Nordic companies eye WA

AUSTRALIA, and WA in particular, is coming under strong scrutiny from Nordic companies as a potential Asia Pacific base.

Australia’s Ambassador to Sweden Stephen Brady told a Department of Foreign Affairs and Trade breakfast this week that the Olympics had put us on the map.

“Now we need to translate that into something real,” Mr Brady said.

“Those companies are interested in Australia as a base because they know their employees are going to have access to top-class health care, education and a lifestyle second to none.”

He said a lot of the real business with the Nordic countries of Finland, Sweden and Denmark came from WA, thanks to Austal Ships and WA’s wineries.

“Sweden is the eighth largest market of Australian wine,” he said.

Tourism from those countries is booming exponentially.

Mr Brady said Australian companies had a good chance to become involved with some very sophisticated societies.

“Their societies are wealthy, IT-driven and as ecologically sound as any 21st Century societies can be,” he said.

“Entering Nokia’s headquarters is like walking into the year 2020. A worker can choose his or her own hours, providing the requisite hours are met.”

He said tertiary education had been Australia’s biggest success but a cooperative approach from universities was needed to maximise returns.

“After the UK, more Swedish students come to Australia than anywhere else. Australia is ahead of the US in the education stakes,” Mr Brady said.

“These are ideal students because they come fully funded and then go home.”

He said the Baltic countries of Estonia, Latvia and Lithuania were not as advanced as the Nordic countries but held a lot of potential.

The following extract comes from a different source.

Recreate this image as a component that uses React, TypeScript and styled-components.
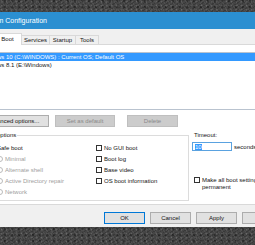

“These countries will be every bit as successful as their Nordic neighbours,” he said.

“They are doing well despite leading lives of fear. Estonia is leading the way for European Union membership and Latvia has completed about 97 per cent of its privatisation plans.

“All three societies have to deal with the devastation left by the former Soviet Union yet there is a strong feeling of hope.

“There is a strong Baltic community in Australia that should form the foundation for strong business links.

“These are not countries you would go and invest in right now but they are on their way.

“Universities encouraging exchange programs or offering scholarships could pay huge dividends 10 years down the track.”